Using effective sales prospecting techniques to fill the pipeline with qualified opportunities has always been one of the most challenging aspects of the sales process.
For years, revenue engines depended on the work of SDRs and BDRs to find and qualify prospects before handing those opportunities over. And it worked – until it didn’t.
While many revenue teams have changed tactics and are making prospecting the responsibility of multiple roles across the revenue engine, this has revealed another problem: Many salespeople have forgotten how to prospect.
The good news is that there’s a proven method for setting more meetings and adding more qualified opportunities. This is a topic I cover extensively in my new book, The Power of Value Selling: The Gold Standard to Drive Revenue and Create Customers for Life, and I want to give you a high-level overview – along with proven techniques that will serve everyone on your team, from early-career SDRs to seasoned account executives.
We all know how to prospect more effectively: the right message, at the right time, to the right person, and the commitment to consistently put in the work day in and day out. Yet we’re inevitably tempted to find that one hack that promises to make this all easy and predictable. We fall into the trap of thinking, “If only I had a better email template or the phone script to rule all phone scripts!” or, “Maybe a dialer is the only thing I’m missing?”
Don’t get me wrong – you’ll likely see a marginal lift from the above. And it will be just that…marginal. To transform your sales prospecting results, you must make small tweaks like the above examples and apply them to a proven sales prospecting framework.
Make no mistake – the mindset of your sales team is the single most important variable in this whole equation. Start by emphasizing the importance of focus, confidence, and mindfulness:
Aside from your mindset, step one is always, always research. If you’ve done the right research, you’ll have insight into the prospect’s industry/role and their company’s market position and financials – and you’ll have a solid understanding of likely business challenges on their radar. What you do not (and cannot) know is their preferred communication method. That’s where strategic sales prospecting cadences come in.
The proven ValueSelling approach is built on a strategic, multi-channel framework and based on the mere-exposure effect: the psychological phenomenon responsible for converting familiarity into preference. This helps you build familiarity and eventually break through the noise.
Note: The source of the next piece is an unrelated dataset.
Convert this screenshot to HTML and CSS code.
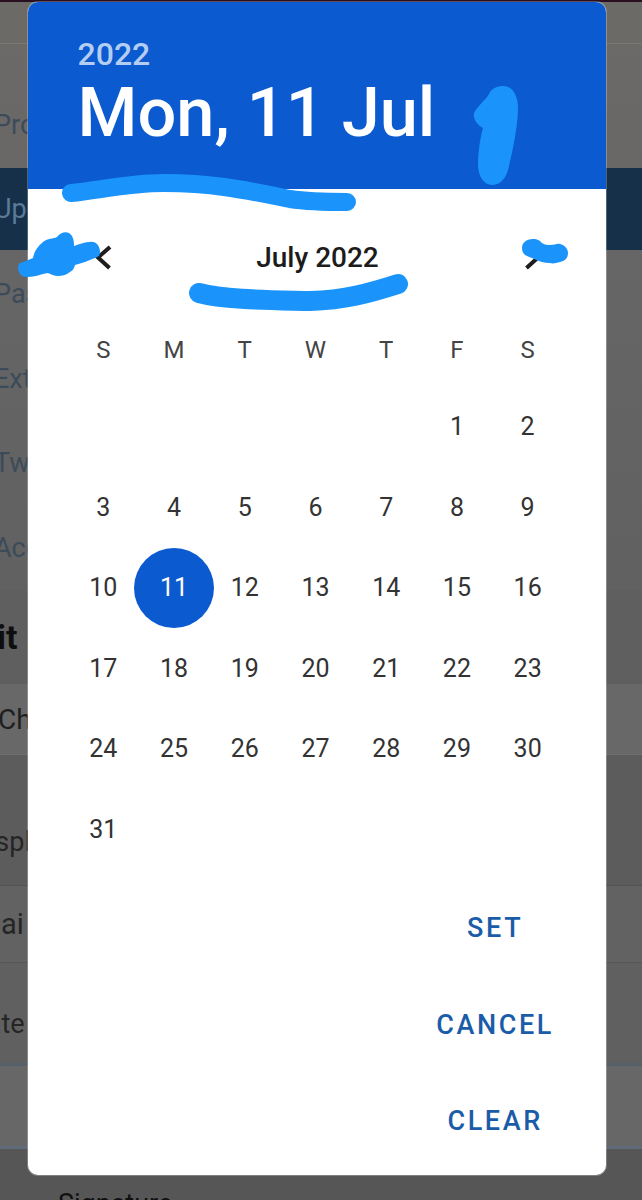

Now, this doesn’t mean you’ll send out five emails in a week and call three times the following Thursday. This is a strategic approach that mixes communication channels and creates a whirlwind of value-added activity that’s difficult to ignore.
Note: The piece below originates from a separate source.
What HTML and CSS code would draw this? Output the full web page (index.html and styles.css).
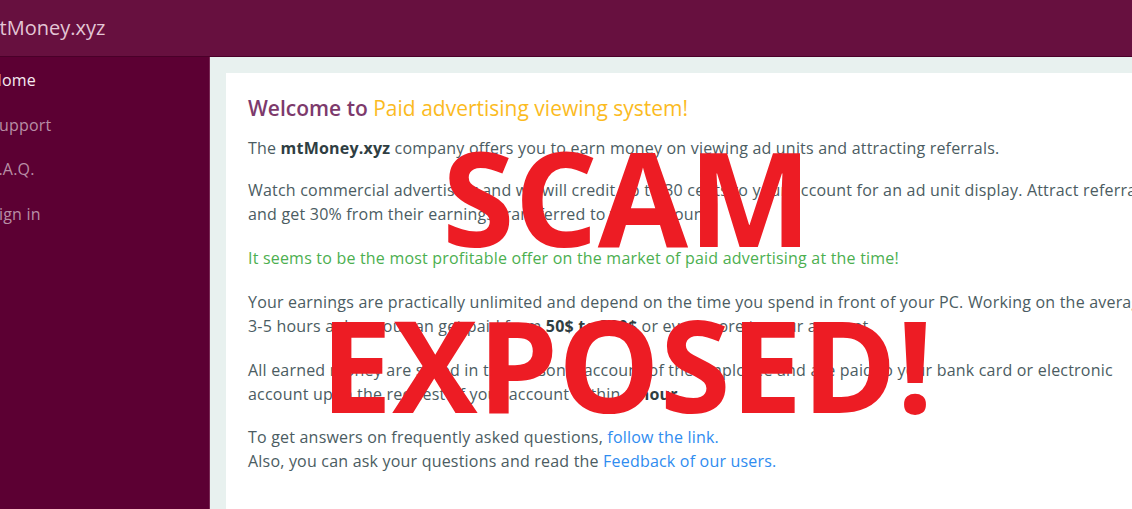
FILE: index.html
```html
<!DOCTYPE html>
<html lang="en">
<head>
<meta charset="utf-8">
<title>mtMoney.xyz</title>
<link rel="stylesheet" href="styles.css">
</head>
<body>
<div class="page">
  <header class="topbar">
    <span class="brand">mtMoney.xyz</span>
  </header>
  <div class="layout">
    <nav class="sidebar">
      <a class="nav-item active" href="#">Home</a>
      <a class="nav-item" href="#">Support</a>
      <a class="nav-item" href="#">F.A.Q.</a>
      <a class="nav-item" href="#">Sign in</a>
    </nav>
    <main class="content">
      <section class="card">
        <h1 class="title"><span class="title-a">Welcome to</span> <span class="title-b">Paid advertising viewing system!</span></h1>
        <p class="first">The <b>mtMoney.xyz</b> company offers you to earn money on viewing ad units and attracting referrals.</p>
        <p>Watch commercial advertising and we will credit up to 30 cents to your account for an ad unit display. Attract referrals and get 30% from their earnings transferred to your account.</p>
        <p class="green">It seems to be the most profitable offer on the market of paid advertising at the time!</p>
        <p>Your earnings are practically unlimited and depend on the time you spend in front of your PC. Working on the average 3-5 hours a day, you can get paid from <b>50$ to 300$</b> or even more to your account.</p>
        <p class="tight">All earned money are saved in the personal account of the employee and are paid to your bank card or electronic account upon the request of your account within <b>1 hour</b>.</p>
        <p>To get answers on frequently asked questions, <a class="link" href="#">follow the link.</a><br>Also, you can ask your questions and read the <a class="link" href="#">Feedback of our users.</a></p>
      </section>
    </main>
  </div>
  <div class="stamp">
    <div class="stamp-line stamp-1">SCAM</div>
    <div class="stamp-line stamp-2">EXPOSED!</div>
  </div>
</div>
</body>
</html>
```

FILE: styles.css
```css
* { box-sizing: border-box; }
html, body {
  margin: 0;
  padding: 0;
  width: 1132px;
  height: 509px;
  overflow: hidden;
  background: #e8f1ef;
}
body {
  font-family: "Open Sans", "Noto Sans", sans-serif;
}
.page {
  position: relative;
  width: 1132px;
  height: 509px;
  overflow: hidden;
}
.topbar {
  height: 57px;
  background: #67103f;
  border-bottom: 1px solid #4a0029;
  display: flex;
  align-items: center;
}
.brand {
  margin-left: -19px;
  margin-top: -1px;
  font-size: 20px;
  color: #e3c6d5;
}
.layout {
  display: flex;
  height: 452px;
}
.sidebar {
  width: 210px;
  flex: none;
  background: #5c0033;
  border-right: 1px solid #7a2a55;
  display: flex;
  flex-direction: column;
  padding-top: 11px;
}
.nav-item {
  display: block;
  margin-left: -10px;
  height: 44.5px;
  line-height: 24px;
  font-size: 16px;
  letter-spacing: 0.2px;
  color: #b88ea5;
  text-decoration: none;
}
.nav-item.active { color: #f6ecf1; }
.content {
  flex: 1;
  min-width: 0;
  background: #e8f1ef;
  padding: 16px 0 0 16px;
}
.card {
  width: 956px;
  height: 480px;
  background: #fff;
  padding: 22px 22px 0 22px;
  color: #4b5c62;
  font-size: 16px;
  line-height: 24px;
  letter-spacing: 0.2px;
}
.title {
  margin: 0 0 15px 0;
  font-size: 21px;
  font-weight: 600;
  line-height: 26px;
  letter-spacing: 0;
}
.title-a { color: #7d3a6c; }
.title-b { color: #fbbb1f; font-weight: 500; }
.card p { margin: 0 0 20px 0; }
.card p.first { margin-bottom: 18px; }
.card p.tight { margin-bottom: 19px; }
.card b { color: #2f3e42; font-weight: 700; }
.green { color: #4caf50; }
.link { color: #2f8cf0; text-decoration: none; }
.stamp {
  position: absolute;
  left: 277px;
  top: 112px;
  width: 700px;
  text-align: center;
  color: #ed1c24;
  font-family: "Open Sans", "Noto Sans", sans-serif;
  font-weight: 700;
  font-size: 128px;
  line-height: 168px;
  pointer-events: none;
}
.stamp-line { white-space: nowrap; }
.stamp-1 { font-size: 131px; }
```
Sales cadences are the conductor of your outreach – they’ll determine which types of messages go out when and across which platforms. Like so many things in sales, effective cadences begin with research and value. The ideal cadence will vary based on the prospect’s industry and role, and the first few touches should always be heavy on value and insight.
Build your cadences using a mix of phone calls, social media actions, InMail messages, emails, and voicemails. The first few touches should be focused on thought leadership and sharing valuable content.
When building these cadences out, fall back on your research. For instance, research by LinkedIn shows that potential buyers are 65% more likely to accept InMail if they switched jobs within the past 90 days. With these prospects, it’s a safe bet to start with InMail. On the other hand, if your primary prospects are manufacturing leaders, your best bet might be a phone call.
Respectful and personalized persistence is critical. To stay top of mind, never go more than five business days between touches – and remember that a typical cadence involves 15 to 17 attempts across 20 to 24 days.
Never overlook the importance of relevant messaging, either. For instance, do your sellers know the prospect’s company well enough to list out the CEO’s top three initiatives for Q4, the company’s latest product news, or if they recently implemented new technology?
Sellers must develop the knowledge to present themselves as problem experts who are showing up to solve business challenges. One way to demonstrate expertise is to share third-party content – relevant to your prospect’s challenges – that establishes you as a subject-matter expert. Another effective tool is the value-based story that details how your company has helped similar individuals and companies in the past. These two methods can be used together to demonstrate relevance and build credibility – because, ultimately, buyers spend their time wisely before spending their money wisely.
Overall, the key to effective sales prospecting is consistency. By never going more than five business days between touches, sales professionals will ensure they stay top of mind and significantly increase their odds of connecting. And never forget the importance of setting expectations: Most salespeople have to walk the tightrope between managing the pipeline and filling it. Ensure that expectations are set between manager and reps to allow for success in both.